Vision – The City Corporation worker who does odd jobs all day long so that he can build a better future for his son.

 

Indulgence – The pampered ‘Daddy’s Princess’ whose biggest worry is to look better than her friend.

Wasted – The arrogant rich brat whose life revolves from one hangout to the next.
Misguided – The self-made millionaire who is leaving all the wealth to his children but precious few values.
Stories of inspiration and moral decay running parallel in this city of ours.

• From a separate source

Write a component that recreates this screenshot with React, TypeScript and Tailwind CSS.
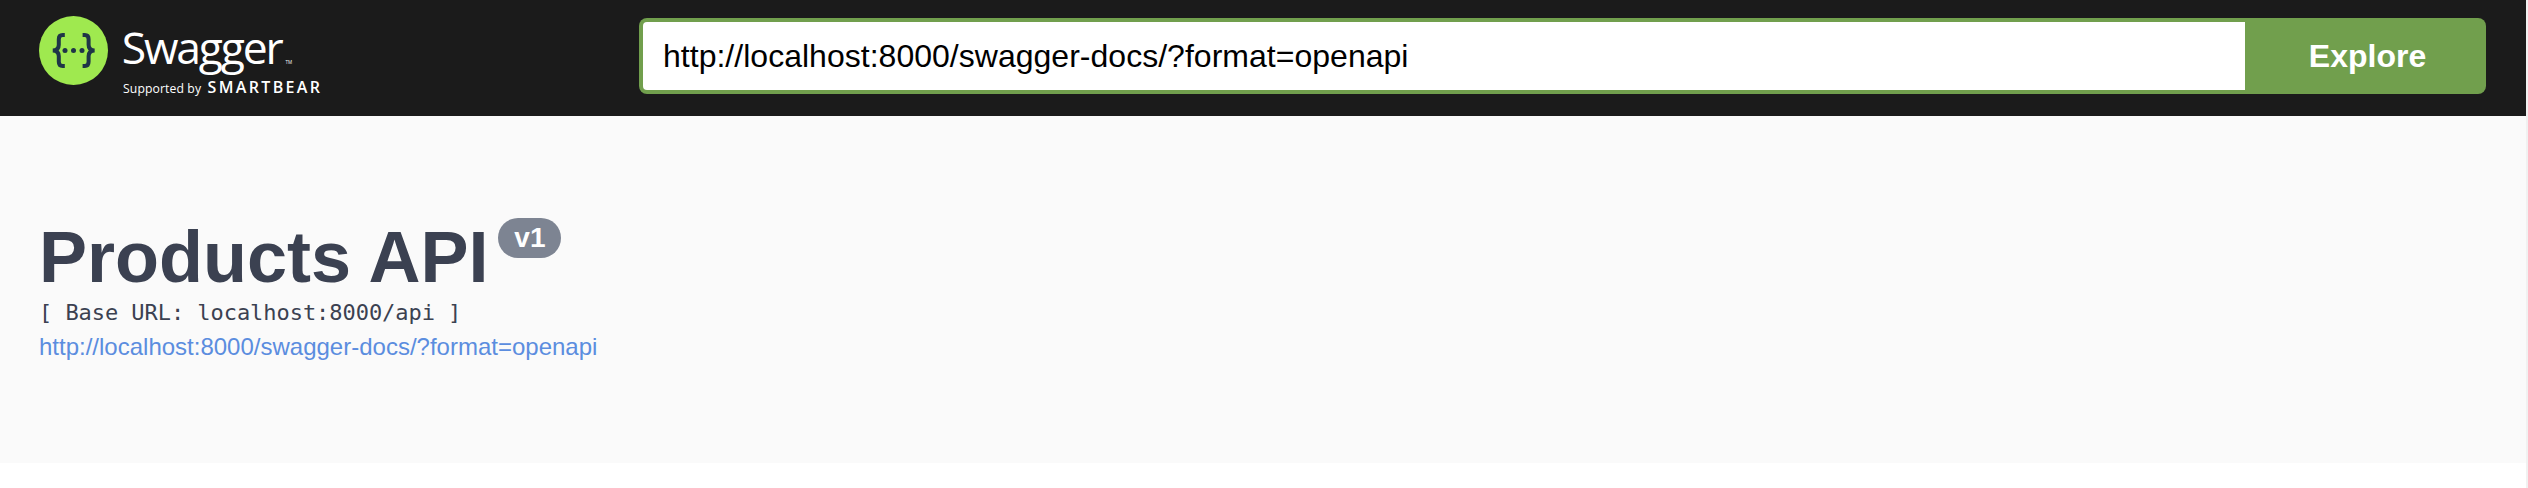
export default function App() {
  return (
    <div className="flex h-[488px] w-[2528px] bg-white font-['Liberation_Sans',Arial,sans-serif]">
      <div className="flex w-[2526px] flex-col">
        <header className="flex h-[116px] items-start bg-[#1b1b1b] pl-[39px]">
          <svg className="h-[116px] w-[600px] shrink-0" viewBox="39 0 600 116" aria-label="Swagger">
            <circle cx="73.5" cy="50.5" r="34.5" fill="#9fe94f" />
            <g fill="none" stroke="#1f3547" strokeWidth="4">
              <path d="M64.8 35h-2.2q-3.8 0-3.8 4.2v5.5q0 5.6-6 5.8q6 .2 6 5.8v5.5q0 4.2 3.8 4.2h2.2" />
              <path d="M82.6 35h2.2q3.8 0 3.8 4.2v5.5q0 5.6 6 5.8q-6 .2-6 5.8v5.5q0 4.2-3.8 4.2h-2.2" />
            </g>
            <g fill="#1f3547">
              <circle cx="65" cy="50.5" r="2.5" />
              <circle cx="73.5" cy="50.5" r="2.5" />
              <circle cx="82" cy="50.5" r="2.5" />
            </g>
            <g fill="#fff" fontFamily="'Open Sans', 'Noto Sans', sans-serif">
              <text x="121.8" y="64" fontSize="44.5" fontWeight="390" textLength="162" lengthAdjust="spacing">Swagger</text>
              <text x="285.5" y="64" fontSize="4.5" textLength="6.5">TM</text>
              <text x="123" y="92.5" fontSize="12.2" textLength="78">Supported by</text>
              <text x="207.5" y="92.5" fontSize="16" fontWeight="600" textLength="112.5">SMARTBEAR</text>
            </g>
          </svg>
          <div className="mt-[18px] flex h-[76px] w-[1847px] overflow-hidden rounded-lg bg-[#719f4d] py-1 pl-1">
            <div className="flex w-[1602px] items-center rounded-l-[4px] bg-white pl-5 text-[32px] leading-[36px] tracking-[0.02px] text-black">
              http://localhost:8000/swagger-docs/?format=openapi
            </div>
            <button className="flex-1 pl-[4px] text-[32px] leading-[36px] font-bold text-white">Explore</button>
          </div>
        </header>
        <main className="h-[347px] bg-[#fafafa] pt-[99px] pl-[39px] text-[#3b4151]">
          <div className="flex h-[84px] items-start">
            <h1 className="text-[72px] leading-[84px] font-bold">Products API</h1>
            <span className="mt-[3px] ml-[10px] flex h-10 w-[63px] items-center justify-center rounded-full bg-[#7d8492] text-[28px] leading-none font-bold text-white">v1</span>
          </div>
          <pre className="h-[34px] font-['DejaVu_Sans_Mono',monospace] text-[22px] leading-[28px] tracking-[-0.05px]">[ Base URL: localhost:8000/api ]</pre>
          <a className="block text-[24px] leading-[28px] text-[#5b8ddf]">http://localhost:8000/swagger-docs/?format=openapi</a>
        </main>
      </div>
      <div className="w-[2px] bg-[#f1f1f1]" />
    </div>
  );
}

Bangladesh, the 11th Happiest Country in the World; ahead of Pakistan, India and even the USA in happiness

For those of us who were brought up and have lived in new Dhaka during the economic boon, parallelism and contradictions in our society have been integral parts of our lives. In a country the size of Scotland, but a population of at least 160 million people, we live in a vastly unequal culture and society. According to Al-Jazeera English, 30 million people in Bangladesh make up the middle-income bracket, a number higher than those of the wealthier European states of Norway and Sweden, yet the country remains largely an underdeveloped state. Roughly 30% of the population live under the international poverty line, with around 3.5 million of them being children according to the UN, while 38% of the overall populace remains illiterate.
Life here is undoubtedly difficult for most of us. But although ‘living’ is the only keyword, we believe in little pleasures and happiness. With the traditional subcontinental familial and religious values we are desperately conservative about our culture and customs. And this is why despite all our hurdles everyday Bangladesh has been placed 11th out of 151 countries in the World’s Happiest Countries list by the Happy Planet Index 2012.
In sharp contrast to this placement is a list compiled by another survey of the World’s Most Unlivable Cities. Dhaka, the capital city of Bangladesh, ranks first on that list because of widespread social inequality, lack of resources, a faltering justice system and political turbulence. But as it turns out none of those materialistic values impede a nation that wants to be happy. The happiness index was based on three criteria: life-expectancy, well-being and ecological footprint. Costa Rica has been declared number one, followed by Vietnam and Colombia. The countries which have hit the bottom of the list constitute mainly the sub-Saharan ones.
What is more important on this list is the fact that materialistic values do not always constitute a happy nation. Spiritual and mental satisfaction, socialism and family-life are also imperative to be happy; and as the countless homeless people all across Bangladesh demonstrate through this list, a nation can still be happy despite being terribly bereft of resources. This aspect of happiness is strongly ingrained in the Bengali culture, in the Bangladeshi experience where familial and religious duties–regardless of which religion or ethnicity you belong to—- are integral constituents.
After all, where in the world will you find a nation that is terribly in love with its language? That has given up and will always be ready to give up lives when its language or land is denigrated and oppressed? Where in the world will you find a nation where secularism and equality of all religions is so much appreciated, where all religions, ethnicities and tribes live and socialize with each other harmoniously? Where will you find a country that is immersed in its music, folklore and traditional dance? Where will you find a nation that stays
awake all night to see its national cricket team win or lose matches and then celebrate any win or a good fight as if they have won the entire World Cup?
There are definitely a good many reasons that make Bangladesh different from the rest of the world. It is true that we are an underdeveloped, extremely unequal and exploited nation but even amidst our poisonous capitalistic system, we are a happy species.